Are they suggesting that the money should be spent on something else and that the wheelchair users of Archway should not have the benefit of this fantastic London-wide improvement?
And to raise the spectre of the Archway redevelopment being “held up” as a reason to worry – please! There is no redevelopment. At the moment it is just talk.
These councillors and the others who are obsessed by redevelopment should know that it is very damaging to Archway and its businesses to go on and on about it. Outsiders view Archway as a fictional place that will happen some time in the future “after the redevelopment”.
But it isn’t fictional, it exists now, and has a diverse community, including a large number of wheelchair users who currently can’t use the Tube.
The lifts will improve their lives, and the benefits will extend to others as well. Support London Underground on this, and please don’t waste public money “consulting”, the answer is “obvious”.
STEPHANIE SMITH
Archway Market manager
Ashbrook Road, N19
• THE various plans for redoing Archway have always had a problem with what to do with the buses.
The land is really needed if any new scheme is to be viable, with enough room to do what planners want.
A solution may have finally appeared. A big site has become vacant at the end of Station Road. This is right next to the railway line, off Junction Road towards Tufnell Park tube. It was BT’s depot, where they kept their vans.
The bus company might not be as keen as you would think because it would mean buses would have to go the few hundred yards up Junction Road to the start/end of the routes, but on the other hand the benefits are many:
1. It is bigger than the current bus stand in Vorley Road (which the bus company says is too small) so it would have the space it needs plus room for a café and loo for the drivers.
Drivers hate Vorley Road for its lack of facilities and also because it is not safe – several have been attacked and beaten up at night.
2. Residents at the bottom of the Girdlestone estate hate the buses because they sit with engines idling (to keep the buses warm) and the vibrations make the flats and houses shake.
3. Archway Children’s Centre hates the buses because of the fumes affecting the kids in the nursery garden. Because there are not enough places for the buses in the stand, they are often found standing outside the nursery, with engines running (although they are told not to).
4. Station Road is a bit of a dodgy no-go place.

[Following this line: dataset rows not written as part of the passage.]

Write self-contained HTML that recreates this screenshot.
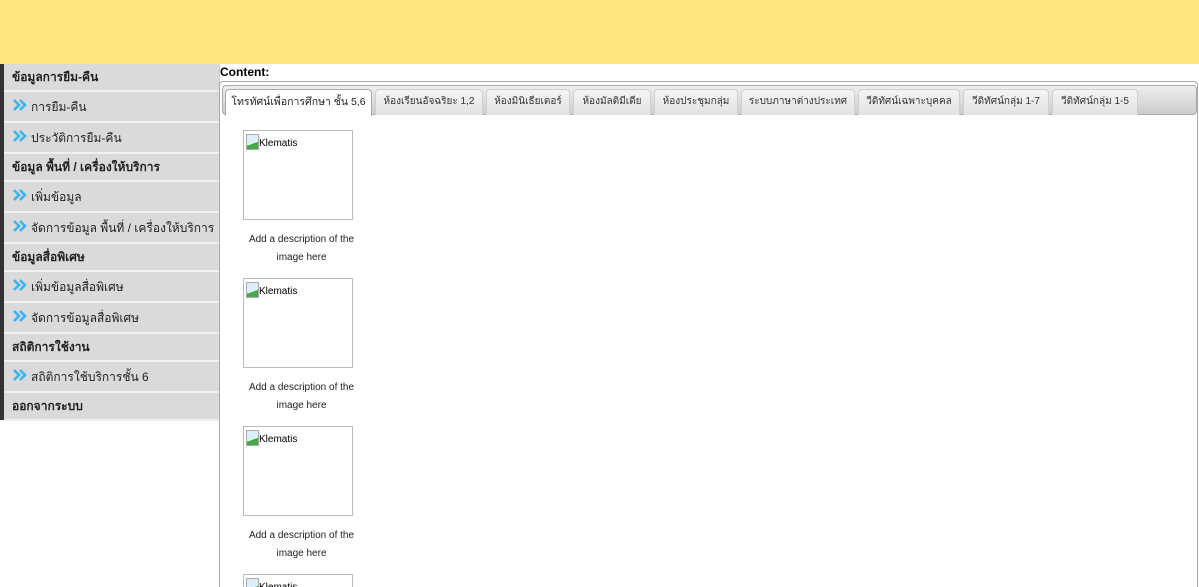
<!DOCTYPE html>
<html><head><meta charset="utf-8"><style>
*{margin:0;padding:0;box-sizing:border-box}
html,body{width:1199px;height:587px;overflow:hidden}
body{background:#fff;font-family:"Liberation Sans","Noto Sans CJK SC",sans-serif;position:relative}
.wrap{position:absolute;left:0;top:0;width:1199px;height:587px;overflow:hidden}
.hdr{position:absolute;left:0;top:0;width:1199px;height:64px;background:#ffe580}
.side{position:absolute;left:0;top:64px;width:219px;height:356px;background:#dadada;border-left:4px solid #333}
.row{position:absolute;left:4px;width:215px;border-bottom:2px solid #f0f0f0;font-size:12px;color:#222}
.h{font-weight:bold;height:28px;line-height:26px;padding-left:8px}
.i{height:31px;line-height:31px;padding-left:9px}
.i svg{vertical-align:-1px;margin-right:4px}
.vl{position:absolute;left:219px;top:64px;width:1px;height:523px;background:#ccc}
.ct{position:absolute;left:220px;top:65px;font-size:12px;font-weight:bold}
.box{position:absolute;left:219px;top:81px;width:979px;height:506px;border:1px solid #aaa;border-bottom:none;border-radius:4px 4px 0 0}
.bar{position:absolute;left:222px;top:85px;width:975px;height:30px;border:1px solid #aaa;border-radius:4px;background:linear-gradient(#eee,#ccc)}
.tab{position:absolute;top:89px;height:26px;background:linear-gradient(#f4f4f4,#e2e2e2);border:1px solid #d0d0d0;border-bottom:none;border-radius:4px 4px 0 0;font-size:10px;color:#333;text-align:center;line-height:24px;white-space:nowrap}
.tab.a{background:#fff;border-color:#aaa;height:27px;font-size:10.5px;color:#222}
.img{position:absolute;left:243px;width:110px;height:90px;border:1px solid #bbb;font-size:10px;padding:3px 0 0 2px}
.img.last{height:13px;border-bottom:none}
.img i{display:inline-block;width:13px;height:16px;border:1px solid #aaa;background:linear-gradient(160deg,#ddeeff 60%,#4a4 60%);vertical-align:-4px}
.cap{position:absolute;left:243px;width:117px;font-size:10px;text-align:center;line-height:18px;color:#222}
</style></head><body><div class="wrap">
<div class="hdr"></div>
<div class="side"></div>
<div class="row h" style="top:64px">ข้อมูลการยืม-คืน</div>
<div class="row i" style="top:92px"><svg width="14" height="14" viewBox="0 0 14 14"><path d="M1 2l5 5-5 5M7 2l5 5-5 5" fill="none" stroke="#3ab4f2" stroke-width="2.6"/></svg>การยืม-คืน</div>
<div class="row i" style="top:123px"><svg width="14" height="14" viewBox="0 0 14 14"><path d="M1 2l5 5-5 5M7 2l5 5-5 5" fill="none" stroke="#3ab4f2" stroke-width="2.6"/></svg>ประวัติการยืม-คืน</div>
<div class="row h" style="top:154px">ข้อมูล พื้นที่ / เครื่องให้บริการ</div>
<div class="row i" style="top:182px"><svg width="14" height="14" viewBox="0 0 14 14"><path d="M1 2l5 5-5 5M7 2l5 5-5 5" fill="none" stroke="#3ab4f2" stroke-width="2.6"/></svg>เพิ่มข้อมูล</div>
<div class="row i" style="top:213px"><svg width="14" height="14" viewBox="0 0 14 14"><path d="M1 2l5 5-5 5M7 2l5 5-5 5" fill="none" stroke="#3ab4f2" stroke-width="2.6"/></svg>จัดการข้อมูล พื้นที่ / เครื่องให้บริการ</div>
<div class="row h" style="top:244px">ข้อมูลสื่อพิเศษ</div>
<div class="row i" style="top:272px"><svg width="14" height="14" viewBox="0 0 14 14"><path d="M1 2l5 5-5 5M7 2l5 5-5 5" fill="none" stroke="#3ab4f2" stroke-width="2.6"/></svg>เพิ่มข้อมูลสื่อพิเศษ</div>
<div class="row i" style="top:303px"><svg width="14" height="14" viewBox="0 0 14 14"><path d="M1 2l5 5-5 5M7 2l5 5-5 5" fill="none" stroke="#3ab4f2" stroke-width="2.6"/></svg>จัดการข้อมูลสื่อพิเศษ</div>
<div class="row h" style="top:334px">สถิติการใช้งาน</div>
<div class="row i" style="top:362px"><svg width="14" height="14" viewBox="0 0 14 14"><path d="M1 2l5 5-5 5M7 2l5 5-5 5" fill="none" stroke="#3ab4f2" stroke-width="2.6"/></svg>สถิติการใช้บริการชั้น 6</div>
<div class="row h" style="top:393px">ออกจากระบบ</div>
<div class="vl"></div>
<div class="ct">Content:</div>
<div class="box"></div>
<div class="bar"></div>
<div class="tab a" style="left:225px;width:147px">โทรทัศน์เพื่อการศึกษา ชั้น 5,6</div>
<div class="tab" style="left:375px;width:108px">ห้องเรียนอัจฉริยะ 1,2</div>
<div class="tab" style="left:486px;width:84px">ห้องมินิเธียเตอร์</div>
<div class="tab" style="left:573px;width:78px">ห้องมัลติมีเดีย</div>
<div class="tab" style="left:654px;width:84px">ห้องประชุมกลุ่ม</div>
<div class="tab" style="left:741px;width:114px">ระบบภาษาต่างประเทศ</div>
<div class="tab" style="left:858px;width:102px">วีดิทัศน์เฉพาะบุคคล</div>
<div class="tab" style="left:963px;width:86px">วีดิทัศน์กลุ่ม 1-7</div>
<div class="tab" style="left:1052px;width:86px">วีดิทัศน์กลุ่ม 1-5</div>
<div class="img" style="top:130px"><i></i>Klematis</div>
<div class="cap" style="top:231px">Add a description of the image here</div>
<div class="img" style="top:278px"><i></i>Klematis</div>
<div class="cap" style="top:379px">Add a description of the image here</div>
<div class="img" style="top:426px"><i></i>Klematis</div>
<div class="cap" style="top:527px">Add a description of the image here</div>
<div class="img last" style="top:574px;overflow:hidden"><i></i>Klematis</div>
</div></body></html>
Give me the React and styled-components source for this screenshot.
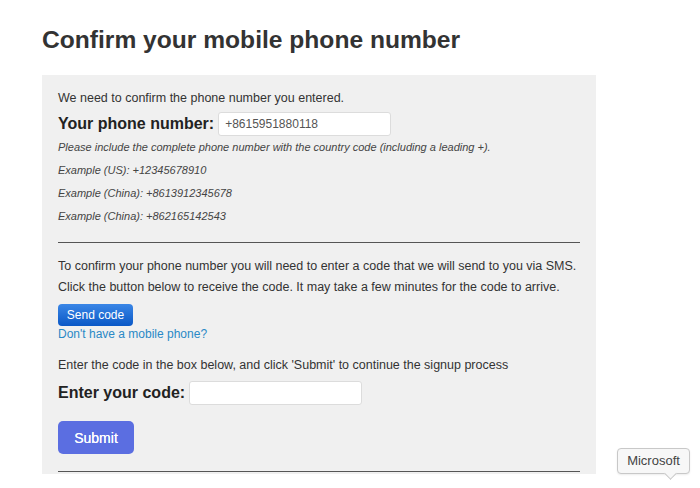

The fact there are no houses along the road means it feels unsafe so no one walks down there willingly and cars parked there (it is the closest meter parking to Tufnell Park Tube) are vandalised.
Buses going up and down would make it a safer place for parked cars and for the pedestrians who do use it – mainly students at the hall of residence that overlooks the playing fields.
5.The Vorley Road bus stand site must be worth a lot, as it could be redesignated for retail use, so it should raise enough to pay for land on a trading estate next to a railway.